Talents backing out at the last minute.
To this day, I’ve never quite forgiven Piolo Pascual for backing out of his commitment to host the Gawad Urian in 2001 at the very last minute. To think that he was the first one to confirm his attendance – only to abandon us when a more lucrative offer to go to Japan came his way all of a sudden.

Even more horrible was what his fellow Hunk, Carlos Agassi, did to us. He backed out less than 24 hours before the show. Agassi was supposed to be part of the opening number. He had already recorded and rehearsed – until he got a better-paying offer at the last minute to perform in one of the lounges in Makati. So, goodbye.

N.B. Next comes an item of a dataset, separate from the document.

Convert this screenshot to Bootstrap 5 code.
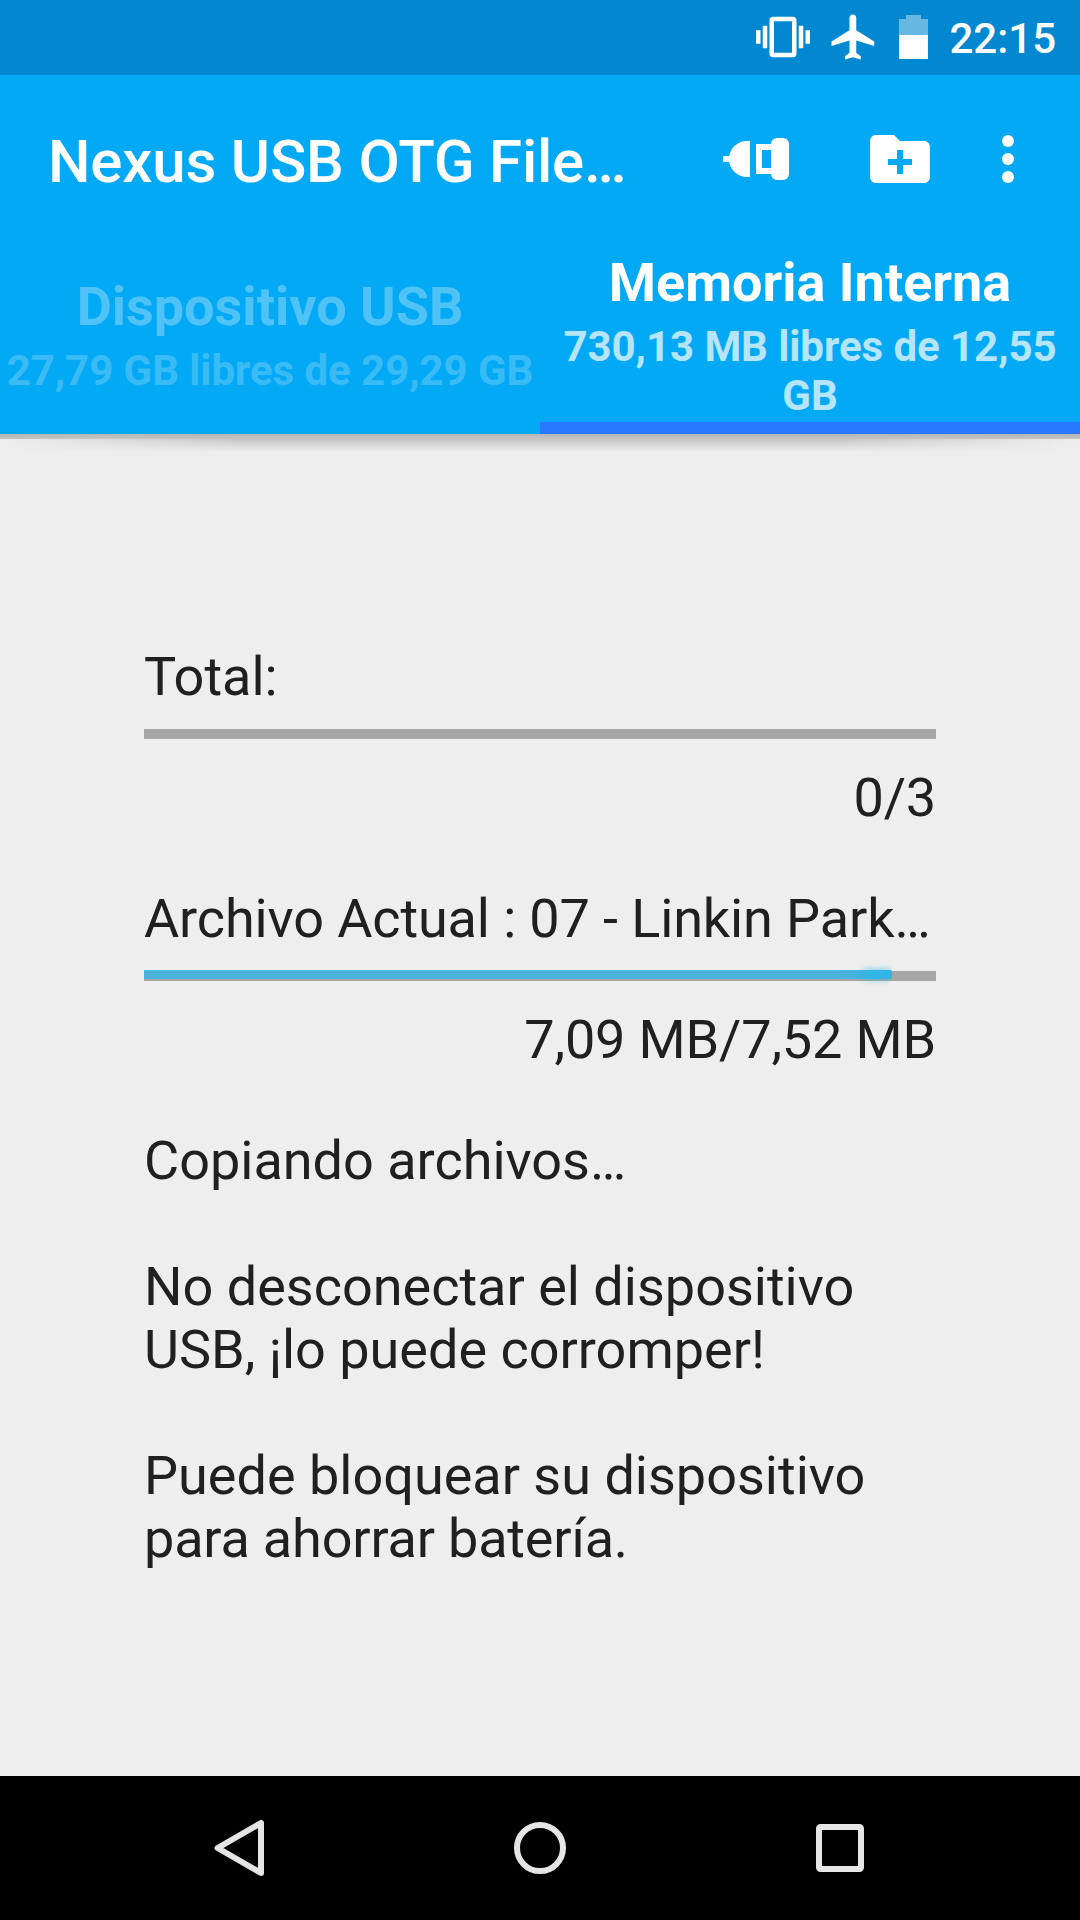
<!DOCTYPE html>
<html lang="es">
<head>
<meta charset="utf-8">
<meta name="viewport" content="width=device-width, initial-scale=1">
<title>Nexus USB OTG File Manager</title>
<link href="https://cdn.jsdelivr.net/npm/bootstrap@5.3.0/dist/css/bootstrap.min.css" rel="stylesheet">
<style>
body{font-family:Roboto,"Noto Sans",sans-serif;background:#eee;color:#202020;width:1080px;height:1920px;overflow:hidden}
svg{display:block;flex:none}
.status-bar{height:75px;background:#0288d1;padding:0 24px 1px 0;color:#fff}
.icon-vibrate{margin-right:17px}
.icon-plane{margin-right:18px}
.icon-battery{margin-right:21px}
.clock{font-size:42px;line-height:49px;font-weight:500;padding-top:3px}
.app-header{background:#03a9f4;color:#fff;height:359px}
.toolbar{height:168px;padding-left:48px;padding-right:36px}
.icon-usb{margin-right:75px}
.icon-folder{margin-right:36px}
.app-title{font-size:60px;line-height:70px;font-weight:500;width:600px;letter-spacing:-.2px;padding-top:5px}
.tab-item{height:191px;width:540px;border-bottom:12px solid transparent}
.tab-item.selected{border-bottom-color:#2979ff;padding-top:8px}
.tab-item.idle{padding-top:32px}
.tab-name{font-size:54px;line-height:63px;font-weight:700;margin-bottom:8px}
.tab-info{font-size:42px;line-height:49px;font-weight:700;opacity:.7;letter-spacing:-.05px}
.tab-item.idle .tab-name{opacity:.3}
.tab-item.idle .tab-info{opacity:.21}
.header-shadow{height:18px;background:linear-gradient(90deg,#eee,#eee0 22%,#eee0 78%,#eee) 0 5px/100% 13px no-repeat,linear-gradient(#b6b6b6,#c4c4c4 5px,#cdcdcd 7px,#dcdcdc 12px,#eee 18px)}
.content-area{height:1324px;padding:193px 144px 0;font-size:54px;line-height:63px}
.track{height:10px;border-radius:0;background:#a6a6a6;overflow:visible;margin:21px 0 27px}
.track .progress-bar{height:9px;margin-top:-1px;background:#4ab1da;border-top:1px solid #49bbe8;overflow:visible;border-radius:0 2px 2px 0}
.glow{width:50px;height:9px;margin:-1px 0 0 auto;background:linear-gradient(90deg,#33b5e500,#33b5e5);border-radius:0 3px 3px 0;clip-path:inset(-8px 0 -8px -10px)}
.glow::after{content:"";display:block;width:24px;height:5px;margin:2px 3px 0 auto;background:#33b5e5;box-shadow:0 0 7px 1px #33b5e5}
.count{margin-bottom:58px;letter-spacing:-.15px}
.file-line{letter-spacing:-.12px}
.message p{margin-bottom:63px}
.tight{letter-spacing:-.17px}
.nav-bar{height:144px;background:#000;padding:0 168px}
</style>
<script src="https://cdn.jsdelivr.net/npm/bootstrap@5.3.0/dist/js/bootstrap.bundle.min.js"></script>
</head>
<body class="m-0">
<div class="status-bar d-flex align-items-center justify-content-end">
  <svg class="icon-vibrate" width="54" height="54" viewBox="0 0 24 24" fill="#fff"><path d="M0 15h2V9H0v6zm3 2h2V7H3v10zm19-8v6h2V9h-2zm-3 8h2V7h-2v10zM16.500 3h-9C6.670 3 6 3.670 6 4.500v15c0 .83.67 1.500 1.500 1.500h9c.83 0 1.500-.67 1.500-1.500v-15c0-.83-.67-1.500-1.500-1.500zM16 19H8V5h8v14z"/></svg>
  <svg class="icon-plane" width="54" height="54" viewBox="0 0 24 24" fill="#fff"><path d="M21 16v-2l-8-5V3.500c0-.83-.67-1.500-1.500-1.500S10 2.670 10 3.500V9l-8 5v2l8-2.500V19l-2 1.500V22l3.500-1 3.500 1v-1.500L13 19v-5.500l8 2.500z"/></svg>
  <svg class="icon-battery" width="29" height="44" viewBox="0 0 29 44" fill="#fff"><path fill-opacity=".4" d="M0 4h7V0h15v4h7v16H0z"/><path d="M0 20h29v24H0z"/></svg>
  <span class="clock">22:15</span>
</div>
<header class="app-header">
  <div class="toolbar d-flex align-items-center">
    <div class="app-title text-truncate me-auto">Nexus USB OTG File…</div>
    <svg class="icon-usb" width="66" height="42" viewBox="0 0 66 42" fill="#fff"><path d="M0 18h6.200A18 18 0 0 1 24 3h3v36h-3A18 18 0 0 1 6.200 24H0z"/><path fill-rule="evenodd" d="M33 6h15v30H33zM39 12v18h9V12z"/><rect x="48" width="18" height="42" rx="6"/></svg>
    <svg class="icon-folder" width="72" height="72" viewBox="0 0 24 24" fill="#fff"><path fill-rule="evenodd" d="M20 6h-8l-2-2H4c-1.110 0-2 .89-2 2v12c0 1.110.89 2 2 2h16c1.110 0 2-.89 2-2V8c0-1.110-.89-2-2-2zM11 9h2v3h3v2h-3v3h-2v-3H8v-2h3z"/></svg>
    <svg width="72" height="72" viewBox="0 0 24 24" fill="#fff"><circle cx="12" cy="6" r="2"/><circle cx="12" cy="12" r="2"/><circle cx="12" cy="18" r="2"/></svg>
  </div>
  <div class="d-flex text-center">
    <div class="tab-item idle">
      <div class="tab-name">Dispositivo USB</div>
      <div class="tab-info">27,79 GB libres de 29,29 GB</div>
    </div>
    <div class="tab-item selected">
      <div class="tab-name">Memoria Interna</div>
      <div class="tab-info">730,13 MB libres de 12,55 GB</div>
    </div>
  </div>
</header>
<div class="header-shadow"></div>
<main class="content-area">
  <div>Total:</div>
  <div class="progress track"><div class="progress-bar" style="width:0"></div></div>
  <div class="count text-end">0/3</div>
  <div class="file-line text-nowrap">Archivo Actual : 07 - Linkin Park…</div>
  <div class="progress track"><div class="progress-bar" style="width:94.4%"><div class="glow"></div></div></div>
  <div class="count text-end">7,09 MB/7,52 MB</div>
  <div class="message">
    <p>Copiando archivos…</p>
    <p>No desconectar el dispositivo USB, ¡lo puede corromper!</p>
    <p>Puede bloquear su dispositivo <span class="tight">para ahorrar batería.</span></p>
  </div>
</main>
<nav class="nav-bar d-flex align-items-center justify-content-between">
  <svg width="144" height="144" viewBox="168 1776 144 144" fill="none" stroke="#e5e5e5" stroke-width="6" stroke-linejoin="round"><path d="M217.600 1848L261 1823v50z"/></svg>
  <svg width="144" height="144" viewBox="468 1776 144 144" fill="none" stroke="#e5e5e5" stroke-width="6"><circle cx="540" cy="1848" r="23"/></svg>
  <svg width="144" height="144" viewBox="768 1776 144 144" fill="none" stroke="#e5e5e5" stroke-width="6"><rect x="819" y="1827" width="42" height="42" rx="1.500"/></svg>
</nav>
</body>
</html>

Those long boring acceptance speeches.
When I consulted this paper’s much-read columnist on etiquette, Ms. Mayenne Carmona, regarding this matter, she said that the only way to solve this problem is to tell the winners beforehand to shorten their speeches. This has never been done before because, well, you know how onion-skinned Pinoys can be. But I guess it has to be done starting this awards season.

Those long interminable commercial gaps.
When the first Academy Awards was staged in Hollywood in 1928, the whole process of handing out trophies was over in five minutes.

Here in the Philippines, during the time of the Citizens’ Award for Television (CAT), the whole ceremony – usually held at the Philamlife Auditorium – would be over in one hour. Today, however, local presentations take a minimum of four hours to finish. Well, blame it on those commercials, which, unfortunately, we all have to live with because these are the lifelines of all the awards presentations.

Actually, those production numbers featured in awards programs are really just sidelights – icing on the cake. No, we shouldn’t really be critical of the roster of hosts and singers and the budget of the production. For what really matters in the end is the credibility of an award-giving body. An awards night with a credible list of winners to me is what makes an awards presentation successful.